Beberapa tahun memfasilitasi organisasi untuk membenahi budaya mereka menguatkan kesimpulan bahwa kunci utama ada pada kepemimpinan. Jadi paham jika Edgar Schein menjuduli buku fenomenal beliau dengan Organizational Culture and Leadership. Sebab pertama-tama, pemimpin lah yang membentuk budaya, baru kemudian budaya yang akan membentuk bagaimana kepemimpinan dijalankan. Tidak mengherankan pula jika Carolyn Taylor, konsultan spesialis budaya organisasi itu pun memberi tajuk buku panduan perubahan budaya yang ia tulis dengan Walking the Talk.
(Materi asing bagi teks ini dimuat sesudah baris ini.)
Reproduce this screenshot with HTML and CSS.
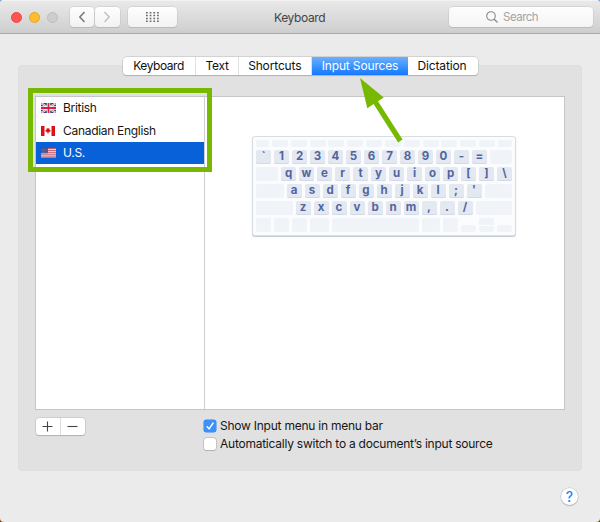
FILE: index.html
```html
<!DOCTYPE html>
<html lang="en">
<head>
<meta charset="utf-8">
<title>Keyboard</title>
<link rel="stylesheet" href="styles.css">
</head>
<body>
<div class="window">
  <header class="titlebar">
    <div class="lights"><i class="light red"></i><i class="light yellow"></i><i class="light off"></i></div>
    <div class="nav">
      <button class="btn"><svg width="8" height="12" viewBox="0 0 8 12"><path d="M6.5 1L1.8 6l4.7 5" fill="none" stroke="#777" stroke-width="1.5"/></svg></button>
      <button class="btn"><svg width="8" height="12" viewBox="0 0 8 12"><path d="M1.5 1l4.7 5-4.7 5" fill="none" stroke="#bdbdbd" stroke-width="1.3"/></svg></button>
    </div>
    <button class="btn grid-btn"><svg width="14" height="10" viewBox="0 0 14 10"><path d="M0 .8h14M0 3.600h14M0 6.400h14M0 9.200h14" stroke="#666" stroke-width="1.500" stroke-dasharray="1.700 2"/></svg></button>
    <h1 class="title">Keyboard</h1>
    <div class="search"><svg width="12" height="12" viewBox="0 0 12 12"><circle cx="5" cy="5" r="4.3" fill="none" stroke="#888" stroke-width="1.1"/><path d="M8 8l3.5 3.5" stroke="#888" stroke-width="1.3"/></svg><span>Search</span></div>
  </header>

  <nav class="tabs">
    <span class="tab t-keyboard">Keyboard</span><span class="tab t-text">Text</span><span class="tab t-shortcuts">Shortcuts</span><span class="tab active">Input Sources</span><span class="tab t-dictation">Dictation</span>
  </nav>

  <main class="panel">
    <div class="split">
      <div class="sources">
        <div class="source">
          <svg width="15" height="10" viewBox="0 0 15 10"><path fill="#34427f" d="M0 0h15v10H0z"/><path d="M0 0l15 10M15 0L0 10" stroke="#fff" stroke-width="2"/><path d="M0 0l15 10M15 0L0 10" stroke="#d4364b" stroke-width=".7"/><path d="M7.5 0v10M0 5h15" stroke="#fff" stroke-width="3.4"/><path d="M7.5 0v10M0 5h15" stroke="#d3243c" stroke-width="1.8"/></svg>
          <span>British</span>
        </div>
        <div class="source">
          <svg width="15" height="10" viewBox="0 0 15 10"><path fill="#fff" d="M0 0h14v10H0z"/><path fill="#dc1018" d="M0 0h3.5v10H0zM10.500 0H14v10h-3.500zM7 1.500l.8 1.300.9-.3-.2 1.500 1.500.5-1.700 1.800-1 .2v1.800h-.6V6.500l-1-.2L4 4.500 5.500 4l-.2-1.500.9.300z"/></svg>
          <span>Canadian English</span>
        </div>
        <div class="source selected">
          <svg width="15" height="10" viewBox="0 0 15 10"><path fill="#f1e5ea" d="M0 0h15v10H0z"/><path d="M0 .5h15M0 2.400h15M0 4.300h15M0 6.200h15M0 8.100h15M0 9.700h15" stroke="#b94057" stroke-width=".85"/><path fill="#424a83" d="M0 0h7v5.200H0z"/><path d="M.7 1.300h6M.7 2.900h6M.7 4.300h6" stroke="#a8aecb" stroke-width=".6" stroke-dasharray=".7"/></svg>
          <span>U.S.</span>
        </div>
      </div>
      <div class="preview">
        <div class="keyboard">
          <div class="row fn"><i class="f first"></i><i class="f"></i><i class="f"></i><i class="f"></i><i class="f"></i><i class="f"></i><i class="f"></i><i class="f"></i><i class="f"></i><i class="f"></i><i class="f"></i><i class="f"></i><i class="f"></i><i class="f last"></i></div>
          <div class="row"><b>`</b><b>1</b><b>2</b><b>3</b><b>4</b><b>5</b><b>6</b><b>7</b><b>8</b><b>9</b><b>0</b><b>-</b><b>=</b><i class="wide"></i></div>
          <div class="row"><i class="wide"></i><b>q</b><b>w</b><b>e</b><b>r</b><b>t</b><b>y</b><b>u</b><b>i</b><b>o</b><b>p</b><b>[</b><b>]</b><b>\</b></div>
          <div class="row"><i class="caps"></i><b>a</b><b>s</b><b>d</b><b>f</b><b>g</b><b>h</b><b>j</b><b>k</b><b>l</b><b>;</b><b>'</b><i class="wide"></i></div>
          <div class="row"><i class="shift"></i><b>z</b><b>x</b><b>c</b><b>v</b><b>b</b><b>n</b><b>m</b><b>,</b><b>.</b><b>/</b><i class="wide"></i></div>
          <div class="row bottom"><i></i><i></i><i></i><i class="cmd"></i><i class="wide"></i><i class="cmd"></i><i></i><i class="half"></i><div class="stack"><i></i><i></i></div><i class="half"></i></div>
        </div>
      </div>
    </div>
    <div class="controls">
      <div class="addremove">
        <span><svg width="11" height="11" viewBox="0 0 11 11"><path d="M5.500 .5v10M.5 5.500h10" stroke="#444" stroke-width="1.1"/></svg></span><span><svg width="11" height="11" viewBox="0 0 11 11"><path d="M.5 5.500h10" stroke="#444" stroke-width="1.1"/></svg></span>
      </div>
      <div class="checks">
        <label class="check"><span class="box on"><svg width="12" height="12" viewBox="0 0 12 12"><path d="M2.700 6.300l2.400 2.600 4.300-6.300" fill="none" stroke="#fff" stroke-width="1.500"/></svg></span><span>Show Input menu in menu bar</span></label>
        <label class="check"><span class="box"></span><span>Automatically switch to a document’s input source</span></label>
      </div>
    </div>
  </main>

  <footer class="footer"><button class="help">?</button></footer>
</div>

<div class="highlight"></div>
<svg class="arrow" width="600" height="522" viewBox="0 0 600 522"><path fill="#76b900" d="M360 78l23.700 19.500-5.700 3.700 24.500 38.400-4.400 2.800-24.500-38.400-6.300 4.300z"/></svg>
</body>
</html>
```
FILE: styles.css
```css
* { box-sizing: border-box; }
body {
  margin: 0;
  width: 600px;
  height: 522px;
  overflow: hidden;
  background: linear-gradient(#86a7d0 0 50%, transparent 50%), linear-gradient(90deg, #7c4a20 50%, #5d5a20 50%);
  font: 12px/16px Inter, "Liberation Sans", sans-serif;
  color: #161616;
}
i, b { font-style: normal; }
svg { display: block; flex: none; }
span { white-space: nowrap; }
button { font: inherit; padding: 0; border: 0; }

.window { height: 522px; background: #ebebeb; border-radius: 4px; overflow: hidden; }

.titlebar {
  height: 34px;
  display: flex;
  align-items: center;
  padding: 0 7px 0 11px;
  background: linear-gradient(#e9e9e9, #cecece);
  border-top: 1px solid #f3f3f3;
  border-bottom: 1px solid #a9a9a9;
}
.lights { display: flex; gap: 7px; width: 58.500px; }
.light { width: 11px; height: 11px; border-radius: 50%; border: 1px solid; }
.red { background: #ff5550; border-color: #e5484a; }
.yellow { background: #ffbd2e; border-color: #e3a530; }
.off { background: #cdcdcd; border-color: #bdbdbd; }
.nav { display: flex; gap: 1px; width: 58.500px; }
.btn {
  width: 24.500px;
  height: 20px;
  display: flex;
  align-items: center;
  justify-content: center;
  border-radius: 4px;
  background: linear-gradient(#fefefe, #f2f2f2);
  box-shadow: 0 0 0 .5px #c3c3c3, 0 1px 0 #b3b3b3;
}
.grid-btn { width: 49px; margin-right: 97px; }
.title { margin: 2px auto 0 0; font-size: 12px; font-weight: 400; letter-spacing: -.37px; color: #444; }
.search {
  width: 144px;
  height: 20px;
  display: flex;
  align-items: center;
  gap: 5px;
  padding-left: 37px;
  border-radius: 4px;
  background: linear-gradient(#fdfdfd, #f5f5f5);
  box-shadow: 0 0 0 .5px #c3c3c3, 0 1px 0 #b3b3b3;
  color: #a3a3a3;
  font-size: 11.500px;
  letter-spacing: -.5px;
}

.tabs {
  position: relative;
  z-index: 1;
  display: flex;
  width: 355.500px;
  height: 18px;
  margin: 23px 0 -10px 122.500px;
  border-radius: 4px;
  background: #fff;
  box-shadow: 0 0 0 .5px #b9b9b9, 0 1px 1px #aaa;
}
.tab { display: flex; justify-content: center; align-items: center; border-right: 1px solid #e0e0e0; color: #111; letter-spacing: -.15px; }
.t-keyboard { width: 73px; letter-spacing: -.45px; }
.t-text { width: 43px; padding-left: 1px; letter-spacing: -.3px; }
.t-shortcuts { width: 73.500px; }
.tab.active { width: 96px; border: 0; background: linear-gradient(#6bb0fb, #1478ff); color: #fff; }
.t-dictation { width: 70px; padding-right: 2px; border: 0; }

.panel {
  width: 564px;
  height: 406px;
  margin-left: 18px;
  padding: 31px 17px 0;
  border-radius: 4px;
  background: #e1e1e1;
  box-shadow: inset 0 0 0 1px #dedede;
}
.split { display: flex; height: 314px; border: 1px solid #c6c6c6; background: #fff; }
.sources { width: 169px; border-right: 1px solid #cfcfcf; letter-spacing: -.3px; }
.source { height: 22.500px; display: flex; align-items: center; gap: 7px; padding-left: 5px; }
.source.selected { height: 21.500px; background: #0861d8; color: #fff; }
.preview { flex: 1; padding: 39px 0 0 47px; }

.keyboard {
  width: 264px;
  height: 100px;
  padding: 3px;
  display: flex;
  flex-direction: column;
  gap: 3px;
  border: 1px solid #d8dde5;
  border-radius: 3px;
  background: #fbfcfe;
  box-shadow: 0 1px 1px #c4c9d2;
}
.row { display: flex; gap: 3px; height: 14px; }
.row i { width: 15px; border-radius: 2px; background: #f0f3f8; }
.row b {
  width: 15px;
  border-radius: 2px;
  background: #e3e8f1;
  box-shadow: inset 0 -1px #d3d9e5;
  color: #5165a0;
  font-size: 11.500px;
  line-height: 13px;
  text-align: center;
}
.row.fn { height: 7px; justify-content: space-between; gap: 0; }
.row .f { width: 16px; }
.row .first { width: 13px; }
.row .last { width: 14px; }
.row .wide { flex: 1; }
.row .caps { width: 27.500px; }
.row .shift { width: 36.500px; }
.row .cmd { width: 18.500px; }
.row .half { height: 7px; align-self: flex-end; }
.stack { display: flex; flex-direction: column; gap: 1px; }
.stack i { flex: 1; }

.controls { display: flex; padding-top: 8px; }
.addremove {
  display: flex;
  width: 49px;
  height: 17px;
  margin: 0 119.500px 0 .5px;
  border-radius: 3px;
  background: #fff;
  box-shadow: 0 0 0 .5px #bbb, 0 1px 1px #aaa;
}
.addremove span { flex: 1; display: flex; align-items: center; justify-content: center; }
.addremove span + span { border-left: 1px solid #ddd; }
.checks { margin-top: -1px; letter-spacing: -.24px; }
.check { display: flex; align-items: center; gap: 4px; height: 18px; }
.box { width: 12px; height: 12px; border-radius: 2.500px; background: #fff; box-shadow: 0 0 0 .5px #aaa, 0 1px 1px #bbb; }
.box.on { background: #3b92fb; box-shadow: 0 0 0 .5px #2e86f0; }

.footer { display: flex; justify-content: flex-end; padding: 17px 22px 0 0; }
.help {
  width: 17px;
  height: 17px;
  border-radius: 50%;
  background: #fff;
  box-shadow: 0 0 0 .5px #bbb, 0 1px 1px #aaa;
  color: #2a86fb;
  font-size: 14px;
  font-weight: 500;
  line-height: 17px;
}

.highlight { position: absolute; left: 28px; top: 88px; width: 184px; height: 84px; border: 5px solid #76b900; z-index: 2; }
.arrow { position: absolute; left: 0; top: 0; z-index: 2; pointer-events: none; }
```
Sebab titik awal perubahan budaya adalah perubahan pada diri para pemimpin yang sungguh-sungguh menjalankan perilaku sesuai budaya baru yang telah disepakati.
Pemimpin, kata Daniel Goleman, ibarat seseorang pemain teater yang berdiri di bawah sorotan lampu panggung. Ketika belum menjabat, perilakunya tak jadi masalah. Tapi begitu menjabat, tiap gerak-geriknya berpengaruh besar bagi tim. Padahal, orang-orang yang berada di posisi puncak pastilah adalah mereka yang amat kompeten, amat banyak telah terbukti berkontribusi, dan secara karakter pun matang. Sementara kesungguhan mereka menjalankan perilaku sesuai budaya baru amat menentukan suksesnya perubahan, perubahan diri pada orang di level ini bukanlah hal yang mudah.
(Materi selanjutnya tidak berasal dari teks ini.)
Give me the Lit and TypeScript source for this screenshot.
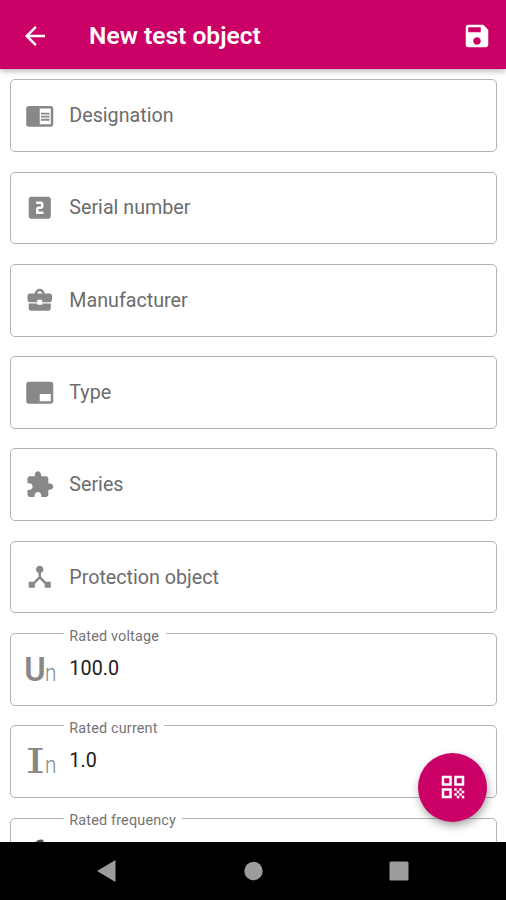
import { LitElement, html, css, svg, nothing } from "lit";
import { customElement, property } from "lit/decorators.js";

const ICONS: Record<string, string> = {
  back: "M20 11H7.83l5.59-5.59L12 4l-8 8 8 8 1.41-1.41L7.83 13H20v-2z",
  save: "M17 3H5c-1.11 0-2 .9-2 2v14c0 1.1.89 2 2 2h14c1.1 0 2-.9 2-2V7l-4-4zm-5 16c-1.66 0-3-1.34-3-3s1.34-3 3-3 3 1.34 3 3-1.34 3-3 3zm3-10H5V5h10v4z",
  reader: "M13 12h7v1.5h-7zm0-2.5h7V11h-7zm0 5h7V16h-7zM21 4H3c-1.1 0-2 .9-2 2v13c0 1.1.9 2 2 2h18c1.1 0 2-.9 2-2V6c0-1.1-.9-2-2-2zm0 15h-9V6h9v13z",
  two: "M19 3H5c-1.1 0-2 .9-2 2v14c0 1.1.9 2 2 2h14c1.1 0 2-.9 2-2V5c0-1.1-.9-2-2-2zm-4 8c0 1.11-.9 2-2 2h-2v2h4v2H9v-4c0-1.11.9-2 2-2h2V9H9V7h4c1.1 0 2 .89 2 2v2z",
  briefcase: "M10 16v-1H3v4c0 1.11.89 2 2 2h14c1.11 0 2-.89 2-2v-4h-7v1h-4zm10-9h-4c0-2.21-1.79-4-4-4S8 4.79 8 7H4c-1.1 0-2 .9-2 2v3c0 1.11.89 2 2 2h6v-2h4v2h6c1.1 0 2-.9 2-2V9c0-1.1-.9-2-2-2zM10 7c0-1.1.9-2 2-2s2 .9 2 2h-4z",
  watermark: "M21 3H3c-1.1 0-2 .9-2 2v14c0 1.1.9 2 2 2h18c1.1 0 2-.9 2-2V5c0-1.1-.9-2-2-2zm0 16h-9v-6h9v6z",
  puzzle: "M20.5 11H19V7c0-1.1-.9-2-2-2h-4V3.5C13 2.12 11.88 1 10.5 1S8 2.12 8 3.5V5H4c-1.1 0-1.99.9-1.99 2v3.8H3.5c1.49 0 2.7 1.21 2.7 2.7s-1.21 2.7-2.7 2.7H2V20c0 1.1.9 2 2 2h3.8v-1.5c0-1.49 1.21-2.7 2.7-2.7 1.49 0 2.7 1.21 2.7 2.7V22H17c1.1 0 2-.9 2-2v-4h1.5c1.38 0 2.5-1.12 2.5-2.5S21.88 11 20.5 11z",
  hub: "M17 16l-4-4V8.82C14.16 8.4 15 7.3 15 6c0-1.66-1.34-3-3-3S9 4.34 9 6c0 1.3.84 2.4 2 2.82V12l-4 4H3v5h5v-3.05l4-4.2 4 4.2V21h5v-5h-4z",
  qr: "M3 11h8V3H3v8zm2-6h4v4H5V5zM3 21h8v-8H3v8zm2-6h4v4H5v-4zM13 3v8h8V3h-8zm6 6h-4V5h4v4zM19 19h2v2h-2zM13 13h2v2h-2zM15 15h2v2h-2zM13 17h2v2h-2zM15 19h2v2h-2zM17 17h2v2h-2zM17 13h2v2h-2zM19 15h2v2h-2z",
};

const icon = (name: string) =>
  html`<svg class="icon" viewBox="0 0 24 24" fill="currentColor">${svg`<path fill-rule="evenodd" d=${ICONS[name]}></path>`}</svg>`;

interface Field {
  label: string;
  icon?: string;
  symbol?: string;
  value?: string;
}

const FIELDS: Field[] = [
  { label: "Designation", icon: "reader" },
  { label: "Serial number", icon: "two" },
  { label: "Manufacturer", icon: "briefcase" },
  { label: "Type", icon: "watermark" },
  { label: "Series", icon: "puzzle" },
  { label: "Protection object", icon: "hub" },
  { label: "Rated voltage", symbol: "U", value: "100.0" },
  { label: "Rated current", symbol: "I", value: "1.0" },
  { label: "Rated frequency", symbol: "f", value: " " },
];

@customElement("outlined-field")
export class OutlinedField extends LitElement {
  @property({ attribute: false }) field!: Field;

  static styles = css`
    :host { display: block; height: 72.7px; }
    .box {
      position: relative;
      box-sizing: border-box;
      height: 100%;
      display: flex;
      align-items: center;
      border: 1.5px solid #b4b4b4;
      border-radius: 5px;
      padding-left: 14px;
      color: #888;
    }
    .lead { width: 29.5px; height: 29.5px; flex: none; margin-right: 14.8px; }
    .icon { display: block; width: 29.5px; height: 29.5px; }
    .symbol { display: flex; align-items: baseline; line-height: 28px; white-space: nowrap; }
    .main {
      flex: none;
      width: 19.5px;
      font-size: 34px;
      font-weight: 600;
      text-indent: -0.8px;
      transform: scaleX(0.96);
      transform-origin: 0 0;
    }
    .main.I {
      font-family: "DejaVu Serif", serif;
      font-weight: 400;
      transform: scaleX(1.5);
      text-indent: 0.2px;
    }
    .main.f { text-indent: 7px; color: #555; }
    .sub { font-size: 23px; font-weight: 300; transform: scaleX(0.9); transform-origin: 0 0; }
    .text { font-size: 19.7px; color: #6c6c6c; }
    .value { color: #202020; letter-spacing: 0.1px; margin-top: -2px; }
    .legend {
      position: absolute;
      top: -7.4px;
      left: 53px;
      padding: 0 6.5px 0 5.3px;
      font-size: 14.4px;
      line-height: 20px;
      letter-spacing: 0.17px;
      background: #fff;
      color: #747474;
    }
  `;

  render() {
    const f = this.field;
    return html`<div class="box">
      ${f.value ? html`<span class="legend">${f.label}</span>` : nothing}
      <div class="lead">
        ${f.icon
          ? icon(f.icon)
          : html`<div class="symbol"><span class="main ${f.symbol}">${f.symbol}</span>${f.symbol === "f" ? nothing : html`<span class="sub">n</span>`}</div>`}
      </div>
      <span class="text ${f.value ? "value" : ""}">${f.value ?? f.label}</span>
    </div>`;
  }
}

@customElement("app-root")
export class AppRoot extends LitElement {
  static styles = css`
    :host {
      display: flex;
      flex-direction: column;
      position: relative;
      width: 506px;
      height: 900px;
      overflow: hidden;
      background: #fff;
      font-family: Roboto, sans-serif;
    }
    .icon { display: block; width: 30px; height: 30px; }
    .bar {
      flex: none;
      box-sizing: border-box;
      height: 69px;
      display: flex;
      align-items: center;
      padding: 2px 14px 0 20px;
      background: #cb0066;
      color: #fff;
      box-shadow: 0 2px 6px rgba(0, 0, 0, 0.3);
      z-index: 1;
    }
    .title { flex: 1; margin-left: 39px; font-size: 24.6px; font-weight: 600; }
    .form {
      flex: 1;
      min-height: 0;
      overflow: hidden;
      display: flex;
      flex-direction: column;
      gap: 19.6px;
      padding: 79.3px 9px 0 10px;
      margin-top: -69px;
    }
    outlined-field { flex: none; }
    .fab {
      position: absolute;
      right: 19px;
      bottom: 78.5px;
      width: 69px;
      height: 69px;
      border-radius: 50%;
      display: flex;
      align-items: center;
      justify-content: center;
      background: #cb0066;
      color: #fff;
      box-shadow: 1px 4px 9px rgba(0, 0, 0, 0.35);
    }
    .nav {
      flex: none;
      height: 58px;
      background: #000;
      z-index: 1;
      display: flex;
      justify-content: space-between;
      align-items: center;
      box-sizing: border-box;
      padding: 0 97px 0 96.5px;
    }
    .nav svg { display: block; width: 20px; height: 22px; fill: #9c9c9c; }
  `;

  render() {
    return html`
      <header class="bar">
        ${icon("back")}<span class="title">New test object</span>${icon("save")}
      </header>
      <main class="form">
        ${FIELDS.map((f) => html`<outlined-field .field=${f}></outlined-field>`)}
      </main>
      <div class="fab">${icon("qr")}</div>
      <footer class="nav">
        <svg viewBox="0 0 20 22"><path d="M18.5 0v22L0 11z"></path></svg>
        <svg viewBox="0 0 20 22"><circle cx="10.5" cy="11" r="9.2"></circle></svg>
        <svg viewBox="0 0 20 22"><rect x="0.5" y="1.5" width="19" height="19" rx="1.5"></rect></svg>
      </footer>
    `;
  }
}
Di titik inilah, coaching amat memainkan peran. Executive coaching, tepatnya. Berada dalam kondisi psikologis yang sehat, memiliki pengetahuan, keterampilan, dan pengalaman yang di atas rata-rata, para eksekutif tak lagi terlalu membutuhkan tambahan ilmu baru terlalu banyak. Yang mereka butuhkan adalah proses untuk melepaskan potensi yang ada di dalam, potensi untuk menjadi diri yang baru.
Ya, mengharapkan hasil yang baru berarti mengharuskan kita melakukan hal yang baru. Padahal, melakukan hal yang baru, hingga menjadi sebuah kebiasaan, benar-benar menghendaki proses perubahan identitas diri yang tak sederhana. Dan proses ini memerlukan seorang coach handal untuk mendampingi klien menelaah dirinya, pemahamannya, pengalamannya, impiannya, hingga mampu mengenali misi baru dan karenanya mampu mendesain diri yang baru.
Saya sendiri telah menyaksikan perubahan yang luar biasa ini berkali-kali. Ketika seorang pemimpin tumbuh, timnya pun tumbuh, setelah sebelumnya mandek. Kala sang pemimpin memahami siapa dirinya dan apa peran barunya, ia lebih mudah membantu timnya untuk melakukan hal yang sama. Perubahan pada diri 1 orang, tak diragukan lagi, memang kerapkali satu-satunya cara untuk menghasilkan perubahan besar.